Maryland Robotics Center Seminar: Noah Cowan "Feedback Controllers in Locomoting Animals"
Friday, November 2, 2012
11:00 a.m.-12:00 p.m. 2168 A.V. Williams Building
For More Information:
301 405 4419 firstname.lastname@example.org
Maryland Robotics Center Seminar Series Identification of Feedback Controllers in Locomoting Animals
| Video |
Noah J. Cowan Associate Professor, Mechanical Engineering Johns Hopkins University
Host Derek Paley
Abstract Quality system identification of animal motor behavior requires the ability to systematically and richly perturb multiple sensory and motor systems while many individual animals (N>4) each perform tens of thousands (N>10,000) of locomotor cycles (wingbeats, strides, etc). Behaviors in which the animal actively regulates sensory signals to desired equilibria allow for precisely this sort of input--output system identification. And, the beauty of perturbing around steady-state equilibria is that these behaviors might afford relatively simple (and therefore robust) tools for their analysis, like frequency-domain methods. This may even be possible for periodic (limit cycle) dynamics by using harmonic transfer function analysis as is being explored in collaboration with University of Maryland researchers.

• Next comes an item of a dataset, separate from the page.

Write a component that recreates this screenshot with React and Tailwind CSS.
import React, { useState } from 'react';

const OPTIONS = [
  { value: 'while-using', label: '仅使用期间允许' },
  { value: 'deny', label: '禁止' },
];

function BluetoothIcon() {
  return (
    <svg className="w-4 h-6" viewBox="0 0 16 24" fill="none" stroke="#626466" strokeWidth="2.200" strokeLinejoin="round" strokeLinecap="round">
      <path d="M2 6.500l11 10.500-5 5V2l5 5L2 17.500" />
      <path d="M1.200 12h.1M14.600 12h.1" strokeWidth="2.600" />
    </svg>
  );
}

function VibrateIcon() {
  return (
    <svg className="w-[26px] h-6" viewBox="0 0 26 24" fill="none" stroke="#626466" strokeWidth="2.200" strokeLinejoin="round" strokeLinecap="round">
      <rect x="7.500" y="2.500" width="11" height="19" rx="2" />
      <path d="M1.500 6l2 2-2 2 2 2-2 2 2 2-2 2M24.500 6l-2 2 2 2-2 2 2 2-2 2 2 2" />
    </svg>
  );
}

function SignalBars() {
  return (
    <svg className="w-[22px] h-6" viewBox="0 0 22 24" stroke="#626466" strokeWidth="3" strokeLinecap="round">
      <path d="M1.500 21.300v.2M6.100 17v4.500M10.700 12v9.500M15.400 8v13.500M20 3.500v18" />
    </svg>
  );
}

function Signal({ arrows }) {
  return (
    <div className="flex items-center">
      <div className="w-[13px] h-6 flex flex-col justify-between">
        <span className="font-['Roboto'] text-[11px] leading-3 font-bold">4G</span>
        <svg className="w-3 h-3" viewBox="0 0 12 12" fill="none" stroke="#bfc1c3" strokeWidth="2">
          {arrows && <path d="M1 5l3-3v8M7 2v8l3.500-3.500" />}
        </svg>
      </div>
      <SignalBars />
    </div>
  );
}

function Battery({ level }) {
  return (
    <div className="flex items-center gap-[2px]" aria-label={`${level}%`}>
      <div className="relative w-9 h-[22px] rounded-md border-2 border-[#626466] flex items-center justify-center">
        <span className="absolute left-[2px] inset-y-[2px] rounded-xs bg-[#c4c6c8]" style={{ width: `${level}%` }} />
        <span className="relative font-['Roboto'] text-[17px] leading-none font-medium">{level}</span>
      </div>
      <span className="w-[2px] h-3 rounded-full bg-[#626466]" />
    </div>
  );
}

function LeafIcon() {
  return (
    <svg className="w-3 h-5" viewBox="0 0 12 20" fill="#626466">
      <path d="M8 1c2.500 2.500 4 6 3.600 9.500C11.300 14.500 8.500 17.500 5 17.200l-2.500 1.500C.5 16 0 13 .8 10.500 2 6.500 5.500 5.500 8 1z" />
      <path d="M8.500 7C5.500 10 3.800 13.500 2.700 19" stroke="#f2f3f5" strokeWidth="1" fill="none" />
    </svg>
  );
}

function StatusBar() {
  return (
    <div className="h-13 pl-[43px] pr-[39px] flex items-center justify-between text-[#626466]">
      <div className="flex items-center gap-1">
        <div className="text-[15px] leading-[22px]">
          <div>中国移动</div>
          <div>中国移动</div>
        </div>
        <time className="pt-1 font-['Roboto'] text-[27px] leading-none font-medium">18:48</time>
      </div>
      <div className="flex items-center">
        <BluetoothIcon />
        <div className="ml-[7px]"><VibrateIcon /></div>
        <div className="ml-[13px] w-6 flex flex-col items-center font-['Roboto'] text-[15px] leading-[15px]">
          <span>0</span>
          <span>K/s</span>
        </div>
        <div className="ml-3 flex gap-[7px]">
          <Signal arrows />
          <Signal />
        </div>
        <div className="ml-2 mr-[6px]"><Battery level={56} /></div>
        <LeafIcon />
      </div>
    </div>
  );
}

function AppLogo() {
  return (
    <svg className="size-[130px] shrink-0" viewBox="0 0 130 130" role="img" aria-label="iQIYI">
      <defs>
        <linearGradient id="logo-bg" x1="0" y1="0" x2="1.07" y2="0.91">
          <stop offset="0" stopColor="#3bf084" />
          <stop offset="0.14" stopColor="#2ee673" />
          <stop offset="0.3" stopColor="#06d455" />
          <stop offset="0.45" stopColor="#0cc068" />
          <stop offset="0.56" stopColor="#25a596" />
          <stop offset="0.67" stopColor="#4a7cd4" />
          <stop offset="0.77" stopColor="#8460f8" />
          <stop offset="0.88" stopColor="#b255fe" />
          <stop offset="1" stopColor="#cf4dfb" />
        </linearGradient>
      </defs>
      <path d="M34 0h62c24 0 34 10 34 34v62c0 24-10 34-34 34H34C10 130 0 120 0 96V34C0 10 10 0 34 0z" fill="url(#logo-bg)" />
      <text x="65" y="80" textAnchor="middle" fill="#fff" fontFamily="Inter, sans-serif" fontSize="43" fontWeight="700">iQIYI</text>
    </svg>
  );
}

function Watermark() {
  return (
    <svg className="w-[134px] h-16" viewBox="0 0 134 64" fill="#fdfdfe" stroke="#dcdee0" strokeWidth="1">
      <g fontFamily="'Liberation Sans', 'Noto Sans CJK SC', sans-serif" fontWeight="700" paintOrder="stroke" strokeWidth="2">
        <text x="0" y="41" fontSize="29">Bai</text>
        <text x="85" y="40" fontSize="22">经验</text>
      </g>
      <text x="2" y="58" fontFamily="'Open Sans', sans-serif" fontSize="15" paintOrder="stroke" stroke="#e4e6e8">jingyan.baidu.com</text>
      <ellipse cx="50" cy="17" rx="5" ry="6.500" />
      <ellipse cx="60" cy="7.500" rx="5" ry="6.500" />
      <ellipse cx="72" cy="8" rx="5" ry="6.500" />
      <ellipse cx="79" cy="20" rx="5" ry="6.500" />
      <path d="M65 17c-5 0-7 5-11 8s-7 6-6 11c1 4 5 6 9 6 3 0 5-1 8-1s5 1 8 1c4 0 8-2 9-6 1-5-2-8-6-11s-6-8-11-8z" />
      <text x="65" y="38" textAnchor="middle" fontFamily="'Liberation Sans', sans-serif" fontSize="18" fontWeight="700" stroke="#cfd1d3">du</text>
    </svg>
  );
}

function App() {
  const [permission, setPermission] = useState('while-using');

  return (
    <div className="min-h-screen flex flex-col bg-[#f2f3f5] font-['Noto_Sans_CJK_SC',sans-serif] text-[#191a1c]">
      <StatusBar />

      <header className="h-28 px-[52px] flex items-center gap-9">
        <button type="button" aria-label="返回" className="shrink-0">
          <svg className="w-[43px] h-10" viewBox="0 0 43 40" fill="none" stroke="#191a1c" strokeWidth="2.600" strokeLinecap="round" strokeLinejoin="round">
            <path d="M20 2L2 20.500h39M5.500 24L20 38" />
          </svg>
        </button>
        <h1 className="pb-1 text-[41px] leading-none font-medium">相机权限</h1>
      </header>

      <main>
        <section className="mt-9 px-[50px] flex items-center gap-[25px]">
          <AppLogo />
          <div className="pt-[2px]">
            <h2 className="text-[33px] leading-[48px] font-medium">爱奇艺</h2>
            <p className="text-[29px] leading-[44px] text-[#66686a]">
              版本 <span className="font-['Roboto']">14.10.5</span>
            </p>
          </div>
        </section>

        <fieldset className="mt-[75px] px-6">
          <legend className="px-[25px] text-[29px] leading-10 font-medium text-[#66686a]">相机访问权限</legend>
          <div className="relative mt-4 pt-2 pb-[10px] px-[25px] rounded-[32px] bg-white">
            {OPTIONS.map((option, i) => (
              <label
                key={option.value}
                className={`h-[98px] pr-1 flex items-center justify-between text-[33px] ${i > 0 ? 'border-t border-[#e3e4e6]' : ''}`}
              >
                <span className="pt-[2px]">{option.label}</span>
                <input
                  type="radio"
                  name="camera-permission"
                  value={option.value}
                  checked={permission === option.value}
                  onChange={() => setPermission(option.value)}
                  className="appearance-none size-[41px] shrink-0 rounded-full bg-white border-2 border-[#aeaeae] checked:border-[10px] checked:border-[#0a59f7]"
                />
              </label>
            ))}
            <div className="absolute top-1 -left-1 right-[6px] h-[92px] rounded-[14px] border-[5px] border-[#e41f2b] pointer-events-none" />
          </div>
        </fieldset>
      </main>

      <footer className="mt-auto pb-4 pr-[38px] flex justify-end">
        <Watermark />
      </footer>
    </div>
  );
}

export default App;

In this talk, I report on a wide variety of projects in which such system identification has led to new insights in the neural control across taxa (fish, flies, moths, and people). Some of our systems are special because they involve sensorimotor control but no movement, allowing us to identify neural dynamics without the confound of the locomotor plant. Working with neurophysiologists, our ultimate goal is to identify the neural mechanisms that underly the controllers we discover via system identification.

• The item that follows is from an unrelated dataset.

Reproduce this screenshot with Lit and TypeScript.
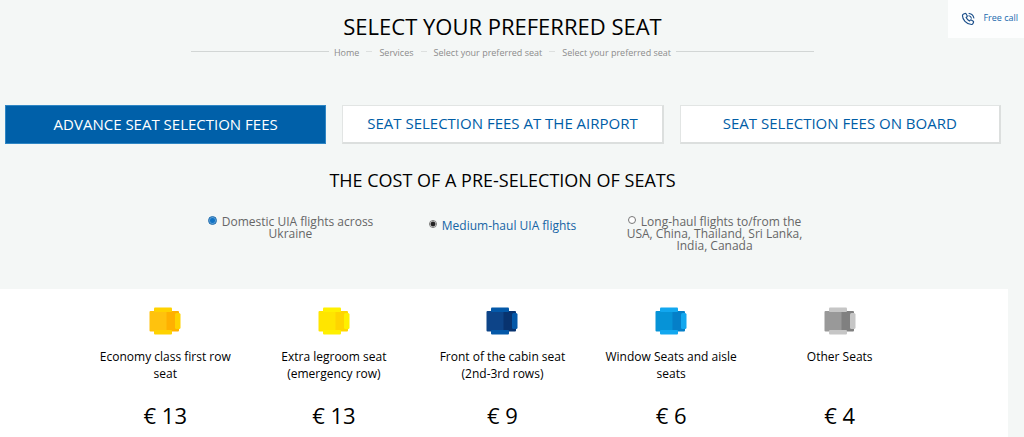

Biography Noah J. Cowan received a B.S. degree from the Ohio State University, Columbus, in 1995, and M.S. and Ph.D. degrees from the University of Michigan, Ann Arbor, in 1997 and 2001 all in electrical engineering. Following his Ph.D., he was a Postdoctoral Fellow in Integrative Biology at the University of California, Berkeley for 2 years. In 2003, he joined the mechanical engineering department at Johns Hopkins University, Baltimore, MD, where he is now an Associate Professor. Prof. Cowan's research interests include mechanics and multisensory control in animals and machines. Prof. Cowan received the NSF PECASE award in 2010, the James S. McDonnell Foundation Scholar Award in Complex Systems in 2012, and the William H. Huggins Award for excellence in teaching in 2004.